> **Short exercise**: Exactly as written, write out the lines below from the first to the one containing "import React from", inclusive. Pictures do not belong in the copy.

> **Collected data**:
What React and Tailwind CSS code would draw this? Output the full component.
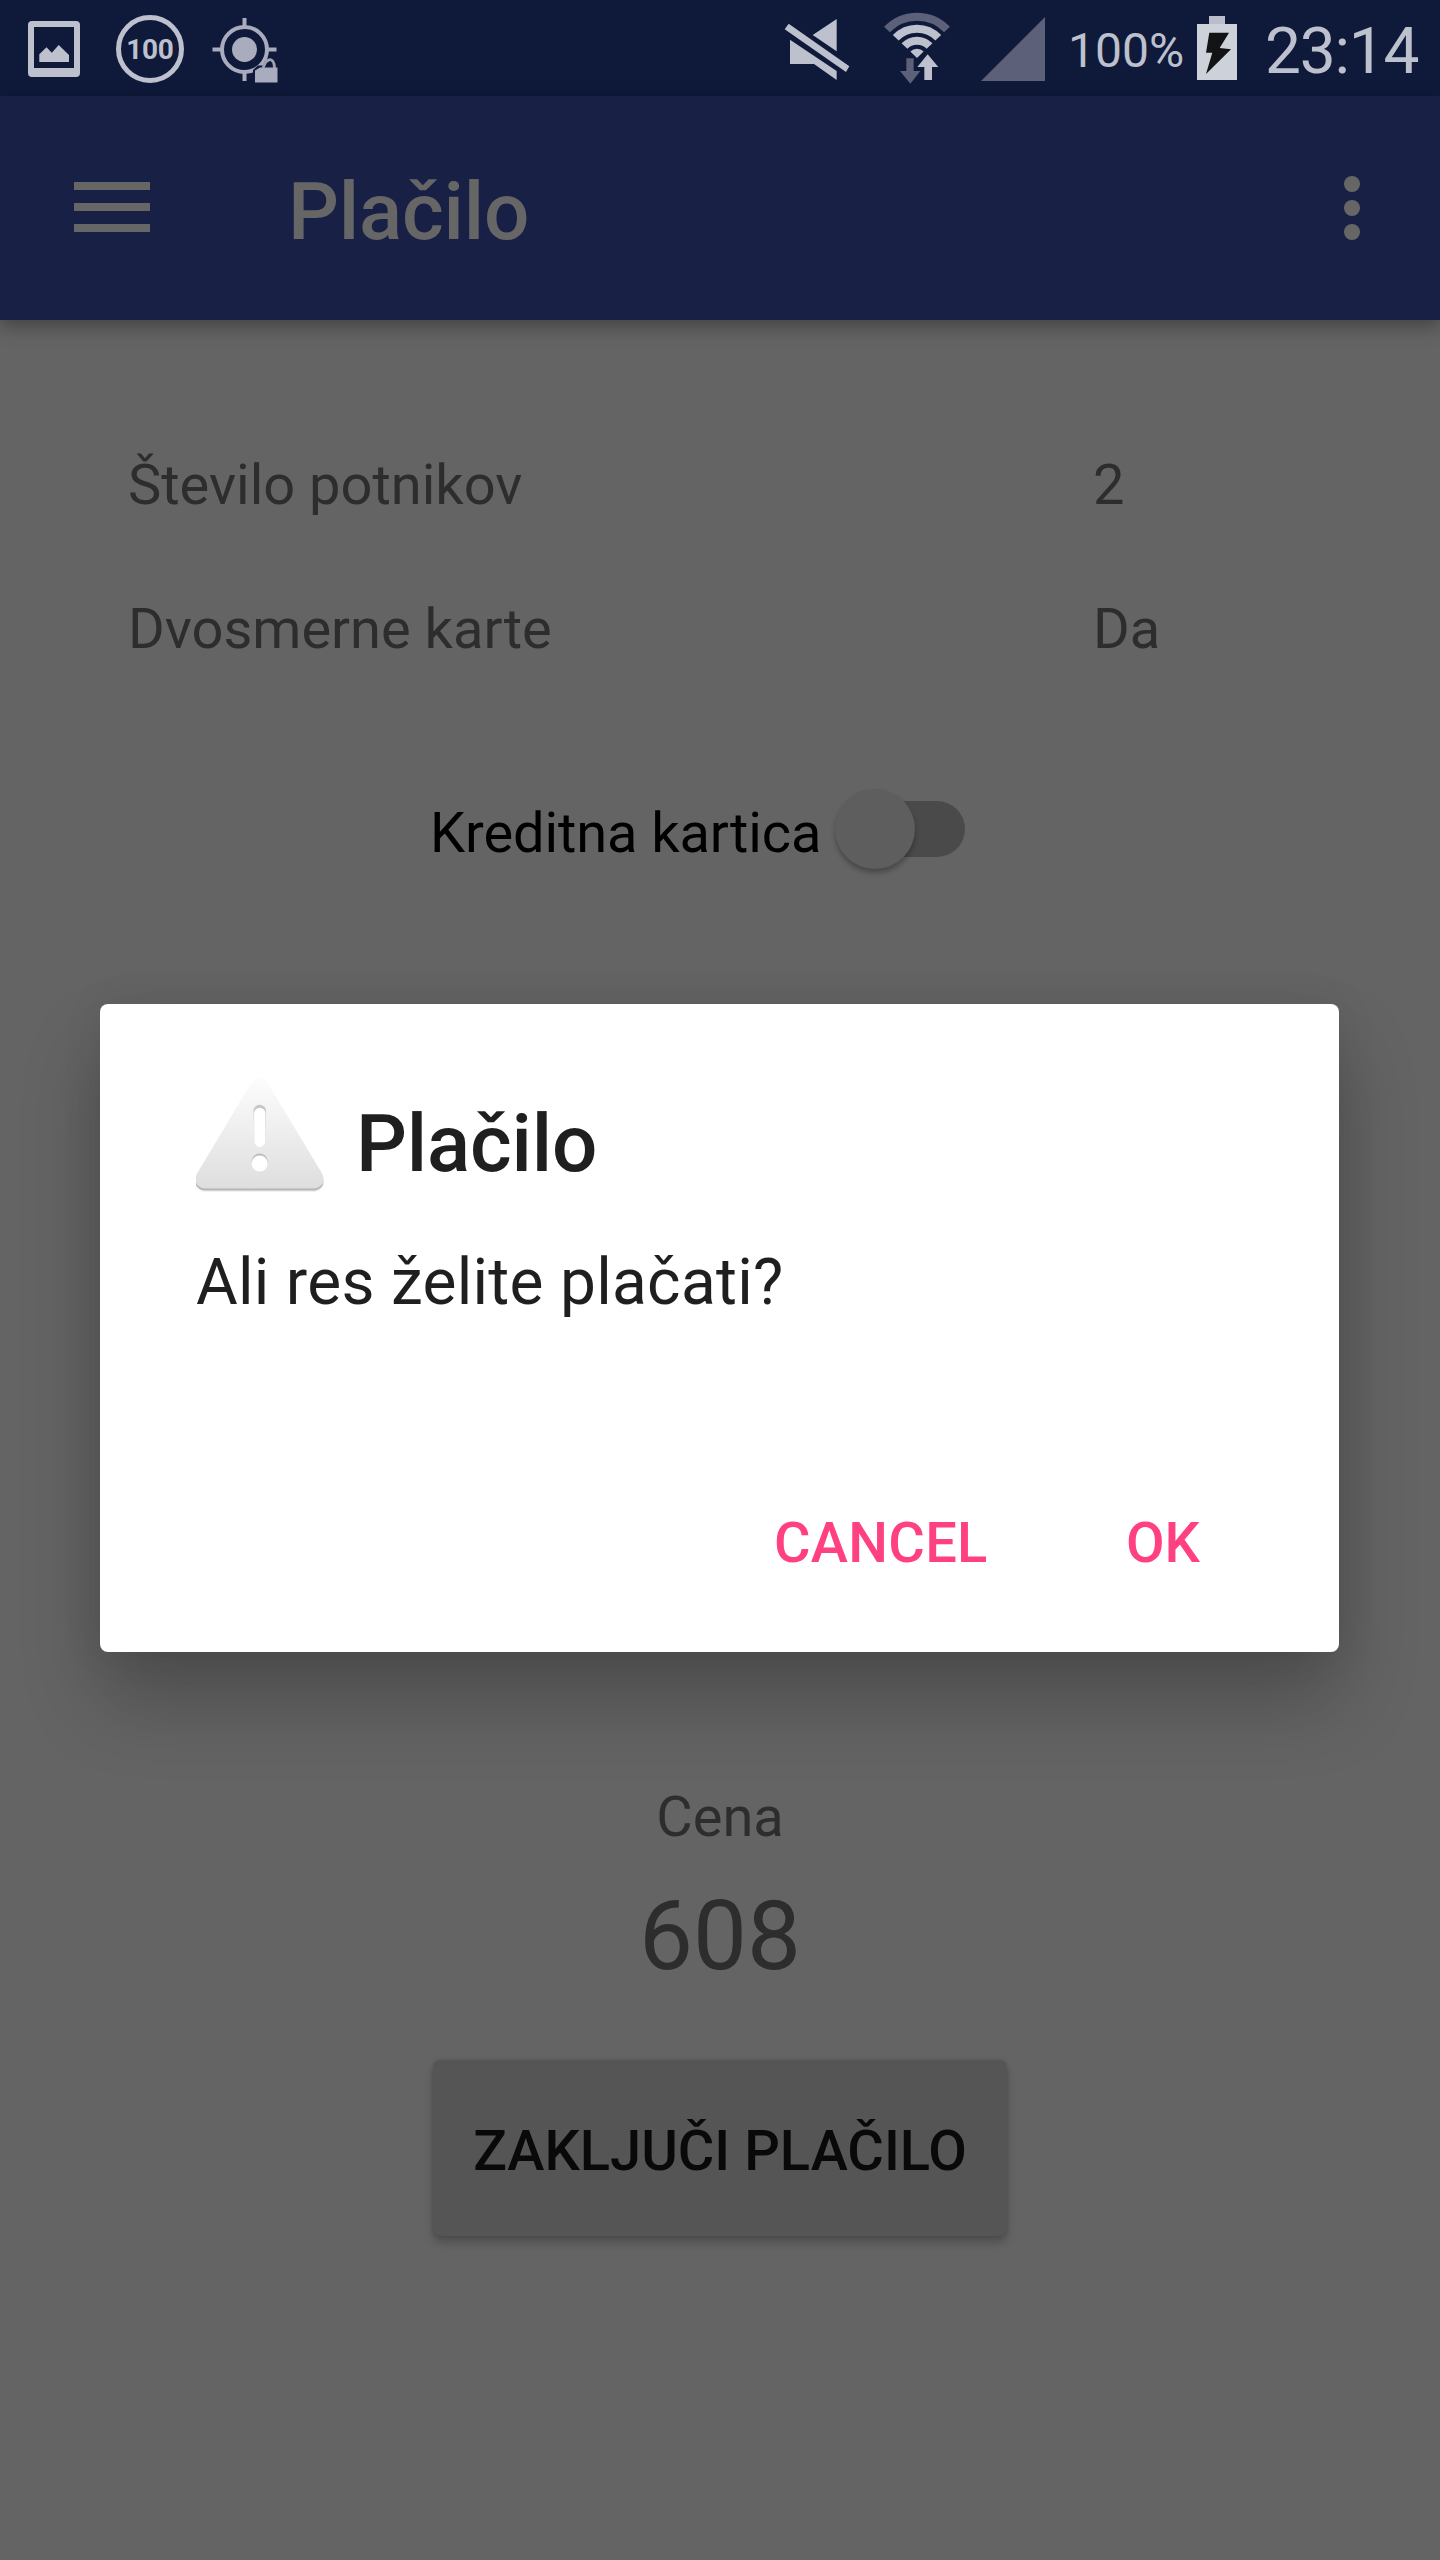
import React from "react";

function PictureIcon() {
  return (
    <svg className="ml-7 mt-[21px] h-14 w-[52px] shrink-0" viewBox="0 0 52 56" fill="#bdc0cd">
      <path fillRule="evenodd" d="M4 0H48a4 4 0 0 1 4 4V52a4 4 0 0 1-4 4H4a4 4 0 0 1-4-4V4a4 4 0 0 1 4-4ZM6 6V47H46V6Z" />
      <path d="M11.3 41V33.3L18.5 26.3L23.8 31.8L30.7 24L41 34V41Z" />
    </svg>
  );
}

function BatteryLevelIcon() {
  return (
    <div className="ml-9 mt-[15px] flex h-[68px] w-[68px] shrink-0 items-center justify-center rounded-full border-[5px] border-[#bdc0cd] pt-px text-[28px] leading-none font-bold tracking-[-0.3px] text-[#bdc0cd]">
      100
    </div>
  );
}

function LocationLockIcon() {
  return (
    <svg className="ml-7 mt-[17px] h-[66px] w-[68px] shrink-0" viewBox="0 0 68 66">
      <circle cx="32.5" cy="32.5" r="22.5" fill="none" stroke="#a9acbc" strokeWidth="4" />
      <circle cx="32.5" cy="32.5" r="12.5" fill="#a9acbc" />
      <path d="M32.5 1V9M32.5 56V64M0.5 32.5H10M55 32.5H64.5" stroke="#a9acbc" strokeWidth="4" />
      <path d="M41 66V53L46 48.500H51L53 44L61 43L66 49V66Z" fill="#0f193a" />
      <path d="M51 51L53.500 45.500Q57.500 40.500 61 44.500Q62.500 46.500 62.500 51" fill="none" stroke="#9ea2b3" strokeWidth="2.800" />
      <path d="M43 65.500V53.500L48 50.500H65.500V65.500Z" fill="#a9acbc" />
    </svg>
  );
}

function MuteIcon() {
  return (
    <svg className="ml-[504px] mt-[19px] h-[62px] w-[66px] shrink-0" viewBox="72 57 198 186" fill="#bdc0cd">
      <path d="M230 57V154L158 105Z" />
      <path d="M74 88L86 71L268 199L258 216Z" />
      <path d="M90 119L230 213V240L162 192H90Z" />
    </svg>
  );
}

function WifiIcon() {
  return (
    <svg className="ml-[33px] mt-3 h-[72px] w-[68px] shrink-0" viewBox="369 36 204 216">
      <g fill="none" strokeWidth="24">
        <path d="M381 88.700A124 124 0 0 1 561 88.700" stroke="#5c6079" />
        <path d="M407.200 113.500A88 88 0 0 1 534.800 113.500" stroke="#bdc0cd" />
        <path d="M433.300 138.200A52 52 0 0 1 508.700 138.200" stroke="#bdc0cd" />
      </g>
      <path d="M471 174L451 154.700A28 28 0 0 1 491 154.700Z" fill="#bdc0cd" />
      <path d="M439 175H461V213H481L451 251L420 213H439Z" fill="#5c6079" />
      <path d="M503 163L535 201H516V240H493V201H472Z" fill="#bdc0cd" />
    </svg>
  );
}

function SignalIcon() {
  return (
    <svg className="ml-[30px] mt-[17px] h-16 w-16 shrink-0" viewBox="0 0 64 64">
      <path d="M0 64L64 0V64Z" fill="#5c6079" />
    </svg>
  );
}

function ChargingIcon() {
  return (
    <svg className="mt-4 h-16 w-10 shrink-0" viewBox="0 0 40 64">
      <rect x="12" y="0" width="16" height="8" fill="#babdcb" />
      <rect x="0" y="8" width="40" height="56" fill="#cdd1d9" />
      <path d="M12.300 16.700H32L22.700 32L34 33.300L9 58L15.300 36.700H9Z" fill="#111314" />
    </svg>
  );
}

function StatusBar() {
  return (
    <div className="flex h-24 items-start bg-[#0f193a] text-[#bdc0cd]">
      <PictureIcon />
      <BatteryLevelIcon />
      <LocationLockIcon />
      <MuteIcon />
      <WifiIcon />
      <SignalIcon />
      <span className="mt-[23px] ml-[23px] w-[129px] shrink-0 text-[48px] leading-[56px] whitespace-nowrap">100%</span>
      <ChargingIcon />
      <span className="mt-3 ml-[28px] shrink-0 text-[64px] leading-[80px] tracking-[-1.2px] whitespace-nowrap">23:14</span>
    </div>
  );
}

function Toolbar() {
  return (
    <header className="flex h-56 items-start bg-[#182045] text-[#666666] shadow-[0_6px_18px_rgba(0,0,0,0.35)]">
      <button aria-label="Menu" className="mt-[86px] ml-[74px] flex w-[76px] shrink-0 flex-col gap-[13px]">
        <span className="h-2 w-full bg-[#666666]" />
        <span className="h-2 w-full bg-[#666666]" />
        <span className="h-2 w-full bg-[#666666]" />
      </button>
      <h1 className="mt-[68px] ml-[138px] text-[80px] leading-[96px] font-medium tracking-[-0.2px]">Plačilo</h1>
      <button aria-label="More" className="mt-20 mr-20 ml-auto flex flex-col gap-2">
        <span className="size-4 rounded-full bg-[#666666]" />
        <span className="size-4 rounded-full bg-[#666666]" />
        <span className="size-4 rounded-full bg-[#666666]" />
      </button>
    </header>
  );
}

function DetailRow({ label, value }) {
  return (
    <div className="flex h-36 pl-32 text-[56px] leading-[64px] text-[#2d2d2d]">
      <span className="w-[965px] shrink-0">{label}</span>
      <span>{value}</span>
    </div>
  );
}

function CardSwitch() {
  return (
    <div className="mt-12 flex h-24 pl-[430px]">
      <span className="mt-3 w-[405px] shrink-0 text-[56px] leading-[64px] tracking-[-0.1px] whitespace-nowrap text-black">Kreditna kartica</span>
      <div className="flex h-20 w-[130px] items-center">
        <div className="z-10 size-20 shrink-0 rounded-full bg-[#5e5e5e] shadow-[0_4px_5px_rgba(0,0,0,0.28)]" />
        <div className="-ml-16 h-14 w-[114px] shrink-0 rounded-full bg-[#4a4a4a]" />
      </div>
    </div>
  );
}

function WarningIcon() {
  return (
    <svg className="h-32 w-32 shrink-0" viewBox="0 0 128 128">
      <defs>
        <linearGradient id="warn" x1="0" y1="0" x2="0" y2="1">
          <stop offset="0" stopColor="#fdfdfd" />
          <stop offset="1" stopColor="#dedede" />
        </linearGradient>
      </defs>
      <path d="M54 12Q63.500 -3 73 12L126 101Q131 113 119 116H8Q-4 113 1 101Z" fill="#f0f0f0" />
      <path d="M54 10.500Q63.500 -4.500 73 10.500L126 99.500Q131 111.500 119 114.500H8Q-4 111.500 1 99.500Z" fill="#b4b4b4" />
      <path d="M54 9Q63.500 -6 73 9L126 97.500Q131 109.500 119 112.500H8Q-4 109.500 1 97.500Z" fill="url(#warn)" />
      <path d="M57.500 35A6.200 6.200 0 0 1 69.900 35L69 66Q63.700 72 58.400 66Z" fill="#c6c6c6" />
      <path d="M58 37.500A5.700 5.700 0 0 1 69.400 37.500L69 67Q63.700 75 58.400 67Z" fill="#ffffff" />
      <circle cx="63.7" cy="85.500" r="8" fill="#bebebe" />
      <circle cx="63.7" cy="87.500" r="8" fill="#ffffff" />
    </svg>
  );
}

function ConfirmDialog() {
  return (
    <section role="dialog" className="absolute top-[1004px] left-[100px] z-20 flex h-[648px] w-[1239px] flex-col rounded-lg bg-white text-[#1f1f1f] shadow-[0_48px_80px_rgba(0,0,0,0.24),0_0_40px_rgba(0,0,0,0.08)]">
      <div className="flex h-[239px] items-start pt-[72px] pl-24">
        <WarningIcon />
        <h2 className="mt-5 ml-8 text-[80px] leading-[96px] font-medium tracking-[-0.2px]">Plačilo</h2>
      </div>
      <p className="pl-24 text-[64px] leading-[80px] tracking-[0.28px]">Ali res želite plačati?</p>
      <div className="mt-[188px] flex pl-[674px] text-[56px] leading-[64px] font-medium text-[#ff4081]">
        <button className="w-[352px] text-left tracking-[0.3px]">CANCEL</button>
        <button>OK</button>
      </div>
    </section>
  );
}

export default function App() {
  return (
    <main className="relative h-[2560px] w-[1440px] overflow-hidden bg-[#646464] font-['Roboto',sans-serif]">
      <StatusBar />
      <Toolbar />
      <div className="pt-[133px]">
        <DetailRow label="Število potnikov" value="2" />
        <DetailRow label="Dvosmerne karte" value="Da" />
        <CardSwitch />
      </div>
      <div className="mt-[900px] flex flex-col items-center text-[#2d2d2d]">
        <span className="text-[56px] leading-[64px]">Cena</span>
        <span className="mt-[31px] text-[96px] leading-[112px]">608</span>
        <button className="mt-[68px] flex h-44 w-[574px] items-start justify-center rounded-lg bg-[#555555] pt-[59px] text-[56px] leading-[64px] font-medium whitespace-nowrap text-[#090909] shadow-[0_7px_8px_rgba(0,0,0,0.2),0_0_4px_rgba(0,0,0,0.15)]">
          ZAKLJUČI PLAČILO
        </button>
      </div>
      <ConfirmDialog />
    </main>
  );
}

> **Response**:
What React and Tailwind CSS code would draw this? Output the full component.
import React from "react";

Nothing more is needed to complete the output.